Tuesday 14 August 2012

AMNESTY PROGRAMME HAS CREATED ENABLING ENVIRONMENT FOR DEVELOPMENT OF NIGER DELTA- ALABRAH

Mr. Daniel Alabrah, a former deputy editor of The Sun Newspapers, is Head, Media and Communication of the Federal Government's amnesty programme. He met with selected journalists in Warri, last Saturday, during which he spoke on a number of issues, including the task of developing the Niger Delta region.

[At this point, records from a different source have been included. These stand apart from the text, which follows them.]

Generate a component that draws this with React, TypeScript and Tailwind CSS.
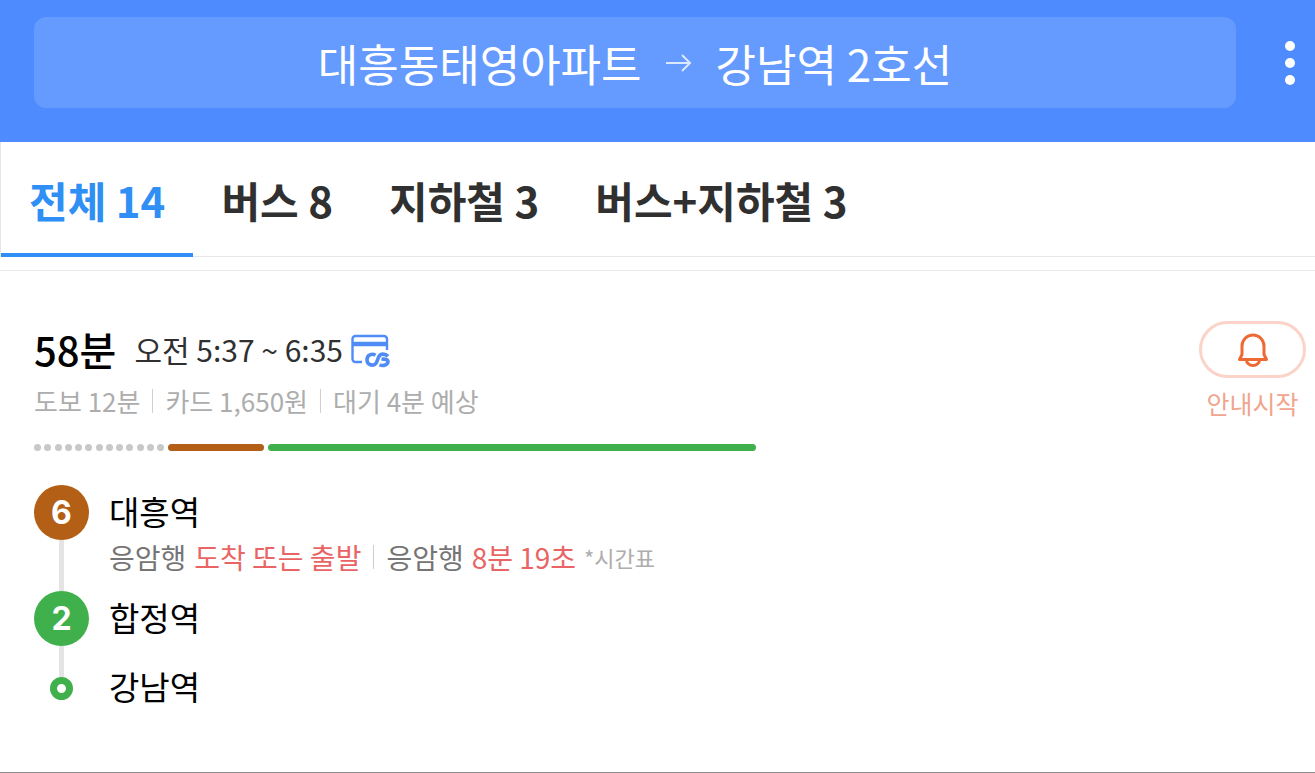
import React from "react";

const tabs = [
  { label: "전체", count: 14 },
  { label: "버스", count: 8 },
  { label: "지하철", count: 3 },
  { label: "버스+지하철", count: 3 },
];

function CardIcon() {
  return (
    <svg width="40" height="34" viewBox="0 0 40 34" fill="none" stroke="#4f8cf5" aria-label="교통카드" role="img">
      <path d="M11 28H4.500a3 3 0 0 1-3-3V5a3 3 0 0 1 3-3H33a3 3 0 0 1 3 3v11" strokeWidth="2.400" />
      <path d="M1.500 10H36" strokeWidth="4.500" />
      <path
        d="M24.500 21.300C21 19 16 21 16 25.700S20.500 32 23.500 30.600C28 28.500 25.500 20.300 31.500 20.100C34 20 36 21.200 37 22.300M28.500 30.800C32.500 32.400 37 30.800 37 27.600C37 24.800 33 25.400 30.500 24.800"
        strokeWidth="3.600"
      />
    </svg>
  );
}

function BellIcon() {
  return (
    <svg width="32" height="34" viewBox="0 0 32 34" fill="none" stroke="#ee6a35" strokeWidth="3" strokeLinejoin="round" aria-hidden="true">
      <path d="M2.500 26.500L5 21.500V13a11 11 0 0 1 22 0V21.500L29.500 26.500z" />
      <path d="M9.500 27a6.500 5.500 0 0 0 13 0" />
    </svg>
  );
}

function Divider() {
  return <span className="h-6 w-px shrink-0 bg-[#cfcfcf]" />;
}

export default function App() {
  return (
    <div className="flex min-h-screen flex-col border-b border-[#8f8f8f] bg-white font-['Noto_Sans_CJK_KR','Noto_Sans',sans-serif] text-black">
      <header className="flex items-start bg-[#4d8bff] pt-[17px] pb-[34px] pl-[34px]">
        <button className="flex h-[91px] min-w-0 flex-1 items-center justify-center gap-6 rounded-xl bg-[#659aff] text-[44px] leading-none whitespace-nowrap text-white">
          <span>대흥동태영아파트</span>
          <svg width="26" height="20" viewBox="0 0 26 20" fill="none" stroke="#dbe8ff" strokeWidth="2" aria-hidden="true">
            <path d="M0 10h24M16 2l8 8-8 8" />
          </svg>
          <span>강남역 2호선</span>
        </button>
        <button aria-label="더보기" className="flex h-[91px] w-[79px] flex-col items-center justify-center gap-[7px] pl-7">
          <span className="size-[10px] rounded-full bg-white" />
          <span className="size-[10px] rounded-full bg-white" />
          <span className="size-[10px] rounded-full bg-white" />
        </button>
      </header>

      <nav className="flex h-[115px] border-b border-l border-[#e6e6e6]">
        {tabs.map((tab, i) => (
          <button
            key={tab.label}
            className={
              i === 0
                ? "-mb-px border-b-4 border-[#2f8ff5] px-7 pt-1 text-[42px] leading-none font-bold whitespace-nowrap text-[#2f8ff5]"
                : "-mb-px border-b-4 border-transparent px-7 pt-1 text-[42px] leading-none font-bold whitespace-nowrap text-[#303030]"
            }
          >
            {tab.label} {tab.count}
          </button>
        ))}
      </nav>

      <main className="mt-[13px] flex-1 border-t border-[#e9e9e9] pt-[50px] pr-[9px] pl-[34px]">
        <div className="flex items-start justify-between">
          <div>
            <div className="flex h-14 items-center">
              <h1 className="text-[40px] leading-none font-medium">58분</h1>
              <p className="ml-[18px] text-[30px] leading-none text-[#303030]">오전 5:37 ~ 6:35</p>
              <span className="ml-2 pt-1">
                <CardIcon />
              </span>
            </div>
            <div className="mt-2 flex h-8 items-center gap-3 text-[26px] leading-none text-[#adadad]">
              <span>도보 12분</span>
              <Divider />
              <span>카드 1,650원</span>
              <Divider />
              <span>대기 4분 예상</span>
            </div>
          </div>
          <button className="flex flex-col items-center">
            <span className="flex h-[57px] w-[107px] items-center justify-center rounded-full border-3 border-[#fbd3c9]">
              <BellIcon />
            </span>
            <span className="mt-[9px] text-[25px] leading-8 text-[#f0a58e]">안내시작</span>
          </button>
        </div>

        <div className="mt-[25px] flex h-[7px] w-[722px] max-w-full gap-1">
          <div className="flex w-[130px] justify-between">
            {Array.from({ length: 13 }, (_, i) => (
              <span key={i} className="size-[7px] rounded-full bg-[#c8c8c8]" />
            ))}
          </div>
          <div className="w-24 rounded-full bg-[#b45f16]" />
          <div className="flex-1 rounded-full bg-[#3fb04b]" />
        </div>

        <ol className="mt-[34px] text-[33px]">
          <li className="flex gap-5">
            <div className="flex w-[55px] flex-col items-center">
              <span className="flex size-[55px] shrink-0 items-center justify-center rounded-full bg-[#b45f16] font-['Inter',sans-serif] text-[32px] font-bold text-white">6</span>
              <span className="w-[5px] flex-1 bg-[#e4e4e4]" />
            </div>
            <div className="pb-[14px]">
              <h2 className="leading-[52px]">대흥역</h2>
              <p className="flex h-10 items-center gap-2 text-[28px] leading-none text-[#757575]">
                <span>응암행</span>
                <span className="text-[#e96565]">도착 또는 출발</span>
                <span className="mx-1 h-6 w-px bg-[#cfcfcf]" />
                <span>응암행</span>
                <span className="text-[#e96565]">8분 19초</span>
                <span className="text-[22px] text-[#adadad]">*시간표</span>
              </p>
            </div>
          </li>
          <li className="flex gap-5">
            <div className="flex w-[55px] flex-col items-center">
              <span className="flex size-[55px] shrink-0 items-center justify-center rounded-full bg-[#3fb04b] font-['Inter',sans-serif] text-[32px] font-bold text-white">2</span>
              <span className="w-[5px] flex-1 bg-[#e4e4e4]" />
            </div>
            <h2 className="pb-[17px] leading-[52px]">합정역</h2>
          </li>
          <li className="flex gap-5">
            <div className="flex w-[55px] flex-col items-center">
              <span className="h-[17px] w-[5px] bg-[#e4e4e4]" />
              <span className="size-[23px] rounded-full border-[7px] border-[#3fb04b] bg-white" />
            </div>
            <h2 className="leading-[52px]">강남역</h2>
          </li>
        </ol>
      </main>
    </div>
  );
}
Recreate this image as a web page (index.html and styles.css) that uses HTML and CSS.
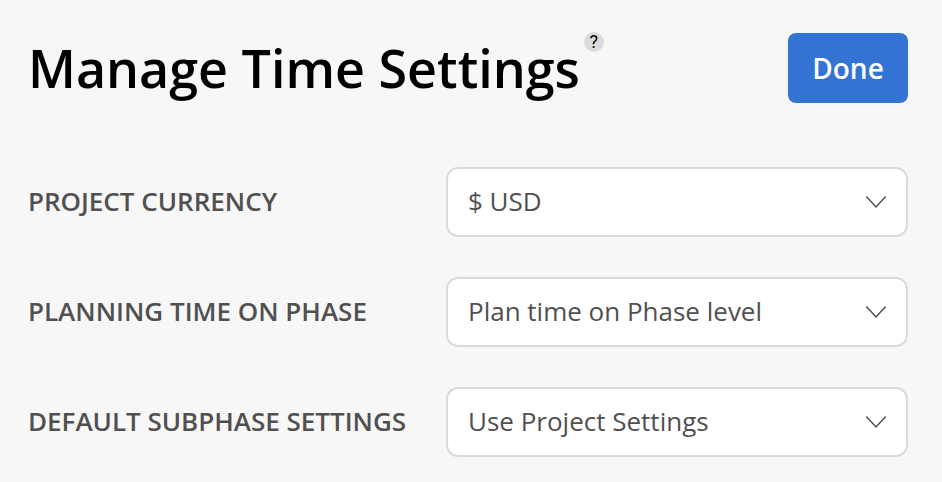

THE HEAD, Media and Communication of the Presidential Amnesty Office, Mr. Daniel Alabrah, has advised the Federal Government not to see the granting of amnesty to former militant agitators in the Niger Delta region as a means to an end of the crisis in the region.
Alabrah, who spoke in Warri, Delta State, at the weekend, said it is part of the holistic approach to the development of the region as initiated by the late former President Umar Yar'Adua.
Similarly, the amnesty spokesperson also cautioned against seeing the amnesty programme as celebration of violence, even as he clarified that it is now improper to refer to the former armed youths as ex-militants.
He said: “These were youths who once took up arms against the federal government requesting for the development of the Niger Delta. They were armed then, so we referred to them as militant, but after they were granted amnesty we then referred to them as ex-militants.
“But now that they have passed through the 3-phase internationally required for Disarmament, Demobilisation and Re-integration  programme, we can now refer to them as Niger Delta youths because we have reintegrated them back and we don't need to call them by their former status”.
 “They have gone through a process starting from disarmament to demobilization and now they are in the reintegration stage which means the process of reintegration into the society has almost gone full circle so you can no longer refer to them as militants.”
On those agitating for inclusion in the programme, Alabrah remarked that it is only President Goodluck Jonathan who can include them in the old list or approve another phase for their training. He said that the amnesty programme have been generally close to 'militants' stressing that the Amnesty Office does not recognize anybody as 'ex-militant' under any guise rather those those youths that were enlisted during the proclamation of the amnesty programme and have now passed through the DDM stage and now being classify as Niger Delta youths.
It would be recalled that in the initial process of the programme, the former militants and their 'commanders' surrendered their arms to the Joint Task Force as part of the disarmament phase. Their arms and ammunition were recorded by a special unit that was set up in the Joint Task Force, 'Operation Restore Hope'.
Thereafter, the youths were demobilized and later moved to the training camp in Obrubra, Cross Rivers State, where they underwent the first training geared towards their re-assimilation into the society. From there, they were sent to various locations across the world for trainings suited to their knowledge, education and interests.
Alabrah gave a thumb up to the amnesty programme under Kingsley Kuku, stating that so far the amnesty office has being fulfilling its mandate and still trying to sustain the peace now being enjoyed in the Niger Delta.
Already, he disclosed that the efforts of the executors of the programme are already yielding fruit with the increase in the nation's crude production to the highest level in decades. He maintained that the amnesty office has a mandate, which does not include infrastructural development of the region.
He clarified that the task of development lies with the Ministry of Niger Delta Affairs and Niger Delta Development Commission (NDDC) as well as other government agencies saddled with such responsibilities to take advantage of the peace which the amnesty programme have brought to start massive development of the region.